2020年 改正民法による保証人制度の変更

2020年4月に改正民法が施行され、不動産賃貸借契約の連帯保証人制度についても変更が入りました。

極度額(上限額)の定めのない個人の根保証契約は無効
「根保証契約」とは、一定の範囲に属する不特定の債務について保証する契約をいいます。
例えば賃貸物件の連帯保証人のような「賃貸借契約に関わるものをまとめて保証」するものは、保証人となる時点では現実にどれだけの債務が発生するのかがはっきりしません。そのため、将来、連帯保証人が想定以上の債務を負う可能性がありました。

今回の改正で、個人による根保証契約にはすべて極度額(上限額)が必要となり、極度額(上限額)の定めのない個人の根保証契約は無効となりました。
これにより、個人が連帯保証人を頼まれた時には、自分はどのくらい保証しなければならないかがわかり、連帯保証人を受けるかどうかの一つの判断基準となります。

2020年4月の改正民法施行以前に締結された賃貸借契約は限度額は設定されていないのがほとんどです。
これについては、施行前に既に締結している賃貸借契約は、改正民法施行後に初めて合意更新がされるまではそのまますべて有効となります。賃貸借契約に基づく債務を保証する保証契約も、改正民法施行後に初めて保証契約が合意更新されるまでは極度額の定めがなくても有効です。(民法改正を受けた賃貸住宅標準契約書Q&A(pdf形式)/ 国交省)
つまり、法定更新の場合は改正民法施行後でも極度額の定めがなくとも有効となりますので注意してください。
保証人に対する情報提供義務の新設
主債務者の委託を受けて保証人になった場合には、保証人は債権者に対して,主債務についての支払の状況に関する情報の提供を求めることができるようになりました。

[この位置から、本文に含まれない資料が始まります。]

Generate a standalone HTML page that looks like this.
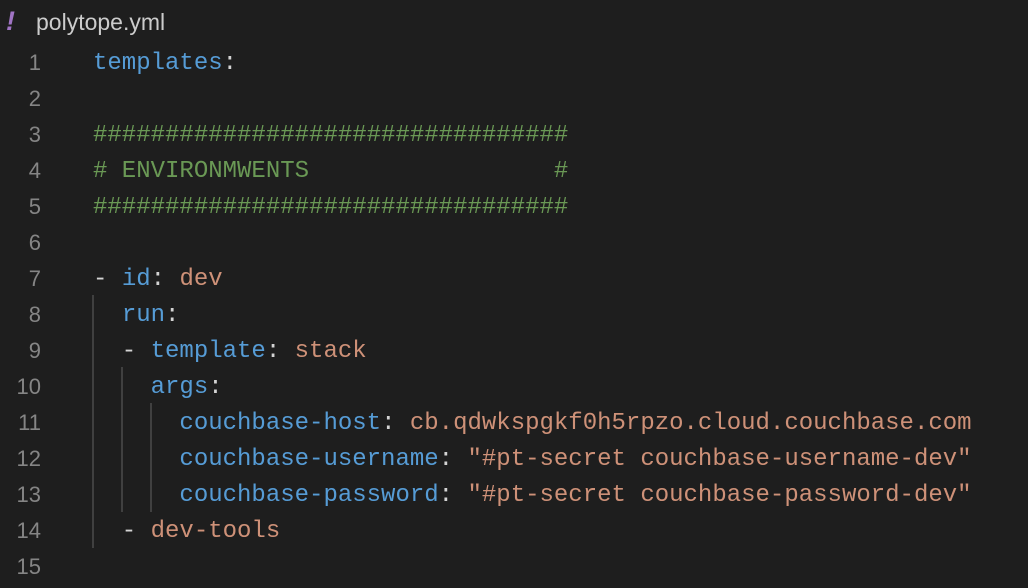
<!DOCTYPE html>
<html><head><meta charset="utf-8"><style>
html,body{margin:0;padding:0;background:#1e1e1e;width:1028px;height:588px;overflow:hidden}
.t{position:absolute;left:36px;top:9px;font:23px "Liberation Sans",sans-serif;color:#cccccc}
.bang{position:absolute;left:6px;top:6px;font:italic bold 27px "Liberation Sans",sans-serif;color:#a074c4}
.ln{position:absolute;left:0;width:41px;text-align:right;font:22px "Liberation Sans",sans-serif;color:#858585;line-height:36px;margin-top:1px}
.c{position:absolute;left:93px;font:24px "Liberation Mono",monospace;line-height:36px;white-space:pre;color:#d4d4d4;margin-top:2px}
.k{color:#569cd6}.s{color:#ce9178}.g{color:#6a9955}
.ig{position:absolute;width:2px;background:#404040}
</style></head><body>
<div class="bang">!</div><div class="t">polytope.yml</div>
<div class="ln" style="top:44px">1</div>
<div class="ln" style="top:80px">2</div>
<div class="ln" style="top:116px">3</div>
<div class="ln" style="top:152px">4</div>
<div class="ln" style="top:188px">5</div>
<div class="ln" style="top:224px">6</div>
<div class="ln" style="top:260px">7</div>
<div class="ln" style="top:296px">8</div>
<div class="ln" style="top:332px">9</div>
<div class="ln" style="top:368px">10</div>
<div class="ln" style="top:404px">11</div>
<div class="ln" style="top:440px">12</div>
<div class="ln" style="top:476px">13</div>
<div class="ln" style="top:512px">14</div>
<div class="ln" style="top:548px">15</div>
<div class="ig" style="left:92px;top:295px;height:253px"></div>
<div class="ig" style="left:121px;top:367px;height:145px"></div>
<div class="ig" style="left:150px;top:403px;height:109px"></div>
<div class="c" style="top:44px"><span class="k">templates</span>:</div>
<div class="c g" style="top:116px">#################################</div>
<div class="c g" style="top:152px"># ENVIRONMWENTS                 #</div>
<div class="c g" style="top:188px">#################################</div>
<div class="c" style="top:260px">- <span class="k">id</span>: <span class="s">dev</span></div>
<div class="c" style="top:296px">  <span class="k">run</span>:</div>
<div class="c" style="top:332px">  - <span class="k">template</span>: <span class="s">stack</span></div>
<div class="c" style="top:368px">    <span class="k">args</span>:</div>
<div class="c" style="top:404px">      <span class="k">couchbase-host</span>: <span class="s">cb.qdwkspgkf0h5rpzo.cloud.couchbase.com</span></div>
<div class="c" style="top:440px">      <span class="k">couchbase-username</span>: <span class="s">"#pt-secret couchbase-username-dev"</span></div>
<div class="c" style="top:476px">      <span class="k">couchbase-password</span>: <span class="s">"#pt-secret couchbase-password-dev"</span></div>
<div class="c" style="top:512px">  - <span class="s">dev-tools</span></div>
</body></html>
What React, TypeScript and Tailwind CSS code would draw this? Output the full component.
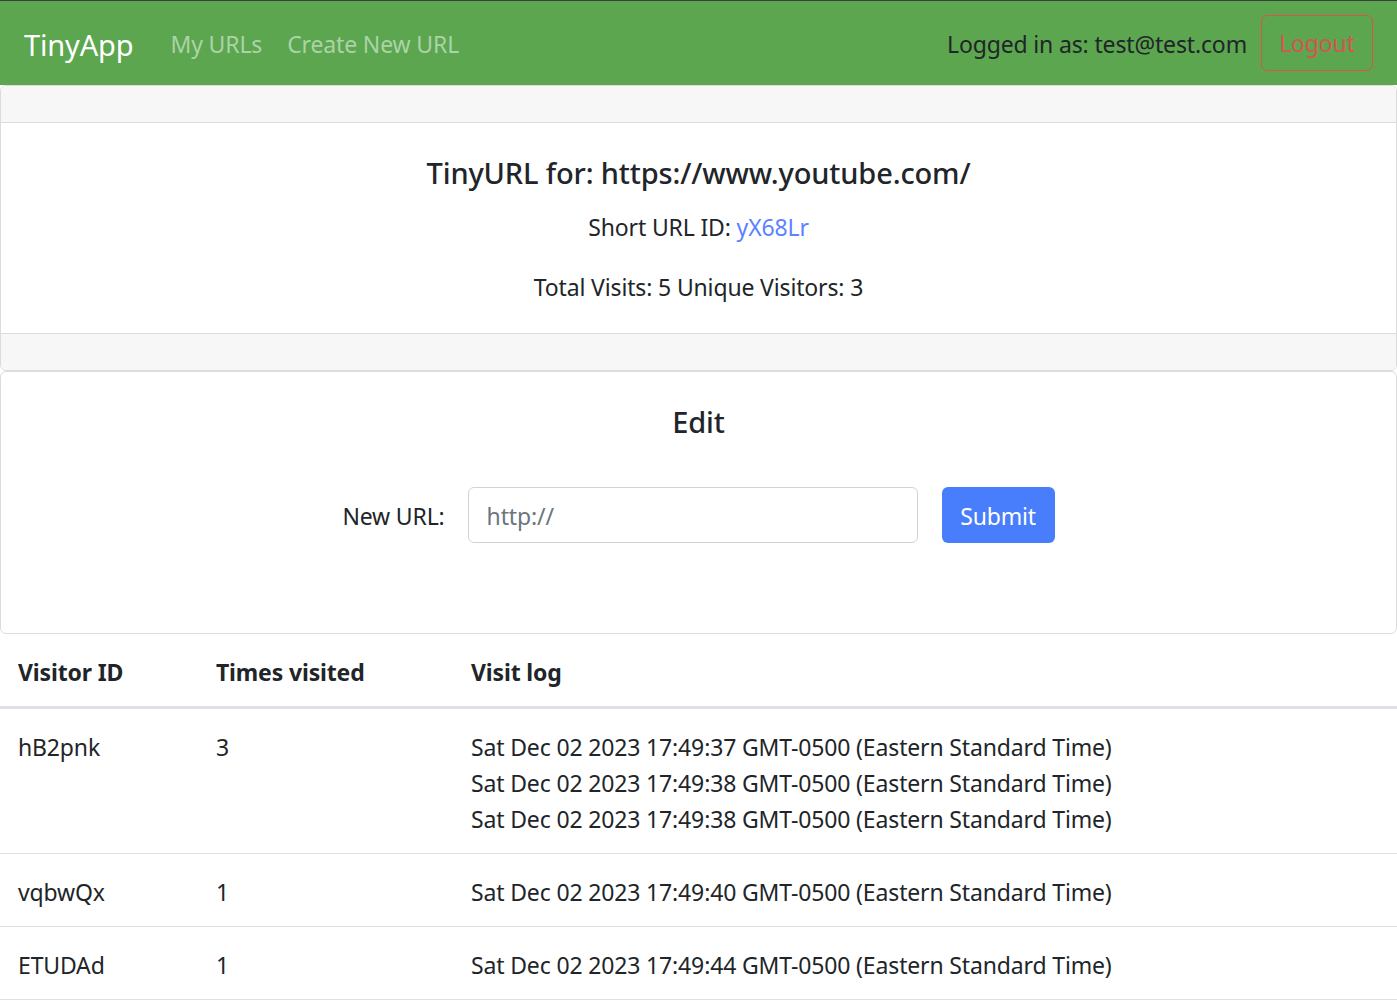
import React from "react";

const font = { fontFamily: '"Noto Sans", "Open Sans", Arial, sans-serif' };

const rows = [
  {
    id: "hB2pnk",
    times: "3",
    log: [
      "Sat Dec 02 2023 17:49:37 GMT-0500 (Eastern Standard Time)",
      "Sat Dec 02 2023 17:49:38 GMT-0500 (Eastern Standard Time)",
      "Sat Dec 02 2023 17:49:38 GMT-0500 (Eastern Standard Time)",
    ],
  },
  { id: "vqbwQx", times: "1", log: ["Sat Dec 02 2023 17:49:40 GMT-0500 (Eastern Standard Time)"] },
  { id: "ETUDAd", times: "1", log: ["Sat Dec 02 2023 17:49:44 GMT-0500 (Eastern Standard Time)"] },
];

export default function App() {
  return (
    <div className="min-h-screen bg-white text-[#212529] text-[23px] leading-[36px] tracking-[-0.15px]" style={font}>
      <div className="h-px bg-[#3a3f44]" />
      <nav className="h-[84px] bg-[#5ba64f] flex items-center pl-6 pr-6 pt-[2px]">
        <span className="text-[29px] leading-[45px] text-white mr-[37px]">TinyApp</span>
        <span className="text-[#acd3a7] mr-[25px]">My URLs</span>
        <span className="text-[#acd3a7]">Create New URL</span>
        <div className="ml-auto flex items-center">
          <span className="mr-[14px]">Logged in as: test@test.com</span>
          <button className="h-[56px] w-[112px] border border-[#d9534f] rounded-[6px] text-[#d9534f] mt-[-2px]">Logout</button>
        </div>
      </nav>

      <div className="border border-[#dcdcdc] rounded-[6px] overflow-hidden">
        <div className="h-[37px] bg-[#f6f7f6] border-b border-[#dcdcdc]" />
        <div className="px-[30px] pt-[32px] pb-[28px] text-center">
          <h5 className="text-[29px] leading-[36px] font-medium mb-[18px]">TinyURL for: https://www.youtube.com/</h5>
          <p className="mb-[24px]">
            Short URL ID: <a className="text-[#5b82ff]">yX68Lr</a>
          </p>
          <p>Total Visits: 5 Unique Visitors: 3</p>
        </div>
        <div className="h-[37px] bg-[#f6f7f6] border-t border-[#dcdcdc]" />
      </div>

      <div className="border border-[#dcdcdc] rounded-[6px] h-[263px] px-[30px] pt-[32px]">
        <h5 className="text-[29px] leading-[36px] font-medium text-center">Edit</h5>
        <div className="flex items-center justify-center mt-[47px]">
          <label className="mr-[23px] pt-[2px]">New URL:</label>
          <div className="w-[450px] h-[56px] border border-[#ced4da] rounded-[6px] flex items-center px-[18px] pt-[2px] text-[#6c757d]">
            http://
          </div>
          <button className="ml-[24px] h-[56px] w-[113px] rounded-[6px] bg-[#487efc] text-white pt-[2px]">Submit</button>
        </div>
      </div>

      <table className="w-full border-collapse text-left">
        <thead>
          <tr className="border-b-[3px] border-[#dee2e6]">
            <th className="w-[198px] px-[18px] pt-[20px] pb-[16px] font-bold">Visitor ID</th>
            <th className="w-[255px] px-[18px] pt-[20px] pb-[16px] font-bold">Times visited</th>
            <th className="px-[18px] pt-[20px] pb-[16px] font-bold">Visit log</th>
          </tr>
        </thead>
        <tbody>
          {rows.map((r) => (
            <tr key={r.id} className="border-b border-[#dee2e6] align-top">
              <td className="px-[18px] pt-[20px] pb-[16px]">{r.id}</td>
              <td className="px-[18px] pt-[20px] pb-[16px]">{r.times}</td>
              <td className="px-[18px] pt-[20px] pb-[16px]">
                {r.log.map((l, i) => (
                  <div key={i}>{l}</div>
                ))}
              </td>
            </tr>
          ))}
        </tbody>
      </table>
    </div>
  );
}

これにより、連帯保証人は、契約者の家賃の支払状況などについて貸主や管理会社に情報提供を求めることができるようになり、また求められた貸主や管理会社は遅滞なく回答しなければならないこととなりました。
特別の事情による保証の終了
個人が保証人になる根保証契約については、保証人が破産したときや主債務者又は保証人が亡くなったときなどは、その後に発生する主債務は保証の対象外となりました。